__Task directions__
Locate each line holding the string "that" and copy it.

__Records for the exercise__
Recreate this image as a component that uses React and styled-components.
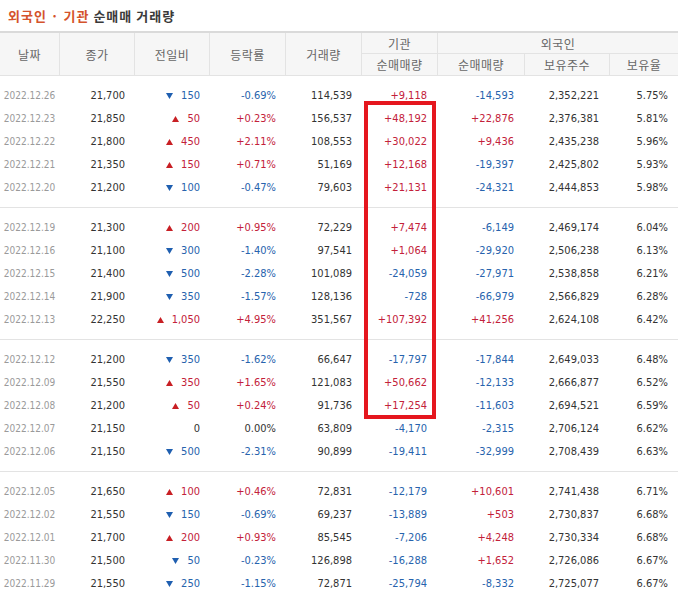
import React from "react";
import styled, { createGlobalStyle } from "styled-components";

const GlobalStyle = createGlobalStyle`
  html, body { margin: 0; padding: 0; background: #fff; }
  * { box-sizing: border-box; }
`;

const COLS = "59px 75px 75px 76px 76px 76px 87px 85px 69px";
const KR = `"Noto Sans CJK KR", "Noto Sans", sans-serif`;
const NUM = `"DejaVu Sans Condensed", Tahoma, "DejaVu Sans", sans-serif`;

const Page = styled.div`
  position: relative;
  width: 678px;
`;

const Title = styled.h3`
  margin: 0;
  height: 31px;
  padding-left: 8px;
  display: flex;
  align-items: center;
  font-family: ${KR};
  font-size: 13px;
  font-weight: 700;
  color: #3a3a3a;
  letter-spacing: 1px;
`;

const Accent = styled.span`
  color: #d4532c;
  margin-right: 4px;
`;

const Header = styled.div`
  display: grid;
  grid-template-columns: ${COLS};
  grid-template-rows: 21px 21px;
  border-top: 2px solid #dadada;
  border-bottom: 1px solid #e3e3e3;
  background: #f6f6f6;
`;

const HeadCell = styled.div`
  display: flex;
  align-items: center;
  justify-content: center;
  font-family: ${KR};
  font-size: 12px;
  color: #666;
  letter-spacing: 0.5px;
  border-left: ${(p) => (p.$first ? "none" : "1px solid #e3e3e3")};
  border-bottom: ${(p) => (p.$top ? "1px solid #e3e3e3" : "none")};
  grid-row: ${(p) => p.$row || "auto"};
  grid-column: ${(p) => p.$col || "auto"};
`;

const Group = styled.div`
  padding: 8px 0;
  & + & {
    border-top: 1px solid #e3e3e3;
  }
`;

const Row = styled.div`
  display: grid;
  grid-template-columns: ${COLS};
  height: 23px;
  align-items: center;
  & > div:nth-child(n + 6) {
    padding-right: 10px;
  }
`;

const toneColor = {
  up: "#c3213a",
  down: "#2763ad",
  flat: "#333",
};

const Cell = styled.div`
  font-family: ${NUM};
  font-size: 11px;
  color: ${(p) => toneColor[p.$tone || "flat"]};
  display: flex;
  align-items: center;
  justify-content: flex-end;
  padding-right: 9px;
  white-space: nowrap;
`;

const DateCell = styled.div`
  font-family: ${NUM};
  font-size: 10px;
  color: #9a9a9a;
  text-align: center;
`;

const ChangeCell = styled(Cell)`
  gap: 8px;
`;

const RedBox = styled.div`
  position: absolute;
  left: 364px;
  top: 101px;
  width: 72px;
  height: 318px;
  border: 4px solid #e5161e;
  pointer-events: none;
`;

const Arrow = ({ dir }) =>
  dir === "up" ? (
    <svg width="7" height="6" viewBox="0 0 7 6">
      <polygon points="3.5,0 7,6 0,6" fill="#c81f24" />
    </svg>
  ) : (
    <svg width="7" height="6" viewBox="0 0 7 6">
      <polygon points="0,0 7,0 3.5,6" fill="#1f5fb0" />
    </svg>
  );

const groups = [
  [
    ["2022.12.26", "21,700", "-150", "-0.69%", "114,539", "+9,118", "-14,593", "2,352,221", "5.75%"],
    ["2022.12.23", "21,850", "+50", "+0.23%", "156,537", "+48,192", "+22,876", "2,376,381", "5.81%"],
    ["2022.12.22", "21,800", "+450", "+2.11%", "108,553", "+30,022", "+9,436", "2,435,238", "5.96%"],
    ["2022.12.21", "21,350", "+150", "+0.71%", "51,169", "+12,168", "-19,397", "2,425,802", "5.93%"],
    ["2022.12.20", "21,200", "-100", "-0.47%", "79,603", "+21,131", "-24,321", "2,444,853", "5.98%"],
  ],
  [
    ["2022.12.19", "21,300", "+200", "+0.95%", "72,229", "+7,474", "-6,149", "2,469,174", "6.04%"],
    ["2022.12.16", "21,100", "-300", "-1.40%", "97,541", "+1,064", "-29,920", "2,506,238", "6.13%"],
    ["2022.12.15", "21,400", "-500", "-2.28%", "101,089", "-24,059", "-27,971", "2,538,858", "6.21%"],
    ["2022.12.14", "21,900", "-350", "-1.57%", "128,136", "-728", "-66,979", "2,566,829", "6.28%"],
    ["2022.12.13", "22,250", "+1,050", "+4.95%", "351,567", "+107,392", "+41,256", "2,624,108", "6.42%"],
  ],
  [
    ["2022.12.12", "21,200", "-350", "-1.62%", "66,647", "-17,797", "-17,844", "2,649,033", "6.48%"],
    ["2022.12.09", "21,550", "+350", "+1.65%", "121,083", "+50,662", "-12,133", "2,666,877", "6.52%"],
    ["2022.12.08", "21,200", "+50", "+0.24%", "91,736", "+17,254", "-11,603", "2,694,521", "6.59%"],
    ["2022.12.07", "21,150", "0", "0.00%", "63,809", "-4,170", "-2,315", "2,706,124", "6.62%"],
    ["2022.12.06", "21,150", "-500", "-2.31%", "90,899", "-19,411", "-32,999", "2,708,439", "6.63%"],
  ],
  [
    ["2022.12.05", "21,650", "+100", "+0.46%", "72,831", "-12,179", "+10,601", "2,741,438", "6.71%"],
    ["2022.12.02", "21,550", "-150", "-0.69%", "69,237", "-13,889", "+503", "2,730,837", "6.68%"],
    ["2022.12.01", "21,700", "+200", "+0.93%", "85,545", "-7,206", "+4,248", "2,730,334", "6.68%"],
    ["2022.11.30", "21,500", "-50", "-0.23%", "126,898", "-16,288", "+1,652", "2,726,086", "6.67%"],
    ["2022.11.29", "21,550", "-250", "-1.15%", "72,871", "-25,794", "-8,332", "2,725,077", "6.67%"],
  ],
];

const toneOf = (v) => (v.startsWith("+") ? "up" : v.startsWith("-") ? "down" : "flat");

const DataRow = ({ r }) => {
  const [date, close, chg, rate, vol, inst, frn, hold, ratio] = r;
  const t = toneOf(chg);
  return (
    <Row>
      <DateCell>{date}</DateCell>
      <Cell>{close}</Cell>
      <ChangeCell $tone={t}>
        {t !== "flat" && <Arrow dir={t} />}
        <span>{chg.replace(/^[+-]/, "")}</span>
      </ChangeCell>
      <Cell $tone={toneOf(rate)}>{rate}</Cell>
      <Cell>{vol}</Cell>
      <Cell $tone={toneOf(inst)}>{inst}</Cell>
      <Cell $tone={toneOf(frn)}>{frn}</Cell>
      <Cell>{hold}</Cell>
      <Cell>{ratio}</Cell>
    </Row>
  );
};

export default function App() {
  return (
    <>
      <GlobalStyle />
      <Page>
        <Title>
          <Accent>외국인 · 기관</Accent>순매매 거래량
        </Title>
        <Header>
          <HeadCell $first $row="1 / 3">날짜</HeadCell>
          <HeadCell $row="1 / 3">종가</HeadCell>
          <HeadCell $row="1 / 3">전일비</HeadCell>
          <HeadCell $row="1 / 3">등락률</HeadCell>
          <HeadCell $row="1 / 3">거래량</HeadCell>
          <HeadCell $top $row="1" $col="6">기관</HeadCell>
          <HeadCell $top $row="1" $col="7 / 10">외국인</HeadCell>
          <HeadCell $row="2" $col="6">순매매량</HeadCell>
          <HeadCell $row="2" $col="7">순매매량</HeadCell>
          <HeadCell $row="2" $col="8">보유주수</HeadCell>
          <HeadCell $row="2" $col="9">보유율</HeadCell>
        </Header>
        {groups.map((g, i) => (
          <Group key={i}>
            {g.map((r) => (
              <DataRow key={r[0]} r={r} />
            ))}
          </Group>
        ))}
        <RedBox />
      </Page>
    </>
  );
}
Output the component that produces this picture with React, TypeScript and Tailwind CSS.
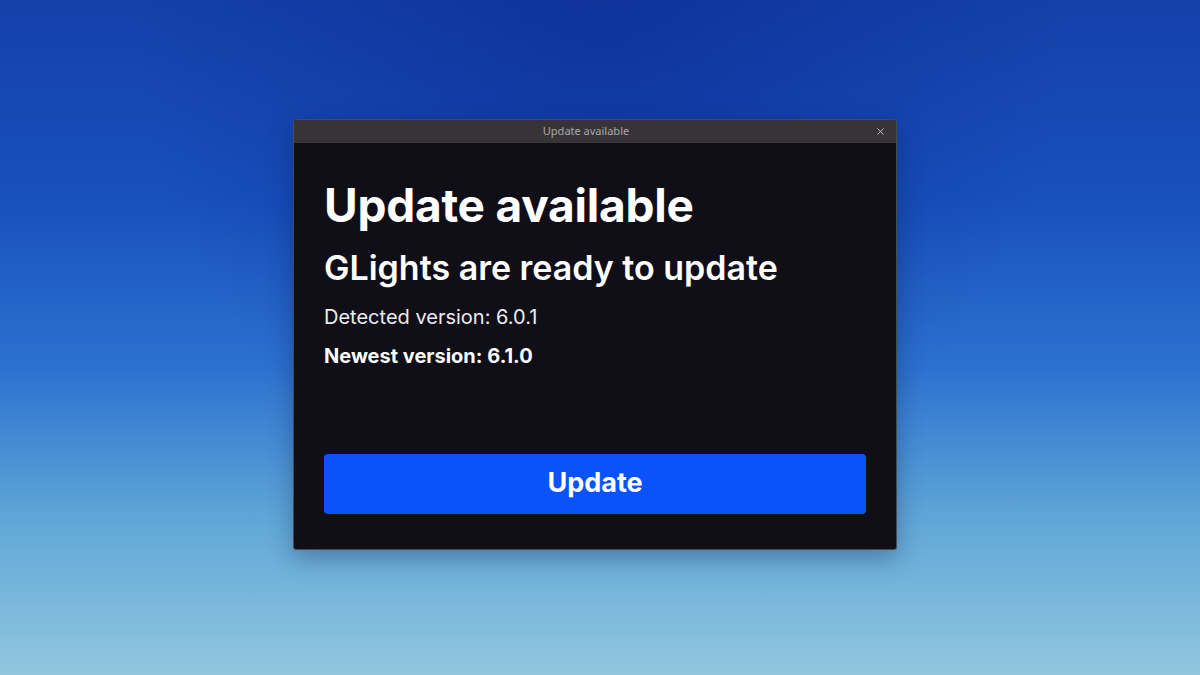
import { X } from "lucide-react";

export default function App() {
  return (
    <div
      className="w-[1200px] h-[675px] flex items-center justify-center pr-[10px] pb-[7px] bg-[linear-gradient(180deg,#1440aa_0%,#1850bd_30%,#2d72d0_55%,#62a9d8_78%,#92c6de_100%)] relative overflow-hidden"
      style={{ fontFamily: "Inter, 'Noto Sans', sans-serif" }}
    >
      <div className="absolute inset-0 bg-[radial-gradient(ellipse_at_50%_0%,rgba(10,40,140,0.55),transparent_55%)]" />
      <div className="relative w-[604px] h-[431px] flex flex-col bg-[#100e17] border border-[#4a4a4f] rounded-[3px] shadow-[0_8px_24px_rgba(10,30,70,0.35)] overflow-hidden">
        <div className="h-[23px] shrink-0 bg-[#363436] flex items-center justify-center pr-[18px] relative">
          <span className="text-[11px] text-[#a9a9ab]" style={{ fontFamily: "'Noto Sans', sans-serif" }}>
            Update available
          </span>
          <X className="absolute right-[10px] top-[6px] w-[11px] h-[11px] text-[#c8c8c8]" strokeWidth={2} />
        </div>
        <div className="flex-1 flex flex-col px-[30px] pt-[34px] pb-[35px] text-white">
          <h1 className="text-[46px] font-bold leading-[56px] tracking-[-0.005em]">Update available</h1>
          <h2 className="mt-[14px] text-[34px] font-semibold leading-[42px]">GLights are ready to update</h2>
          <p className="mt-[14px] text-[20px] leading-[28px] text-[#ececee]">Detected version: 6.0.1</p>
          <p className="mt-[11px] text-[20px] font-bold leading-[28px]">Newest version: 6.1.0</p>
          <button className="mt-auto h-[60px] w-full rounded-[4px] bg-[#0a52fa] text-[27px] font-bold text-white">
            Update
          </button>
        </div>
      </div>
    </div>
  );
}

__Result for this task__
Recreate this image as a component that uses React and styled-components.
Output the component that produces this picture with React, TypeScript and Tailwind CSS.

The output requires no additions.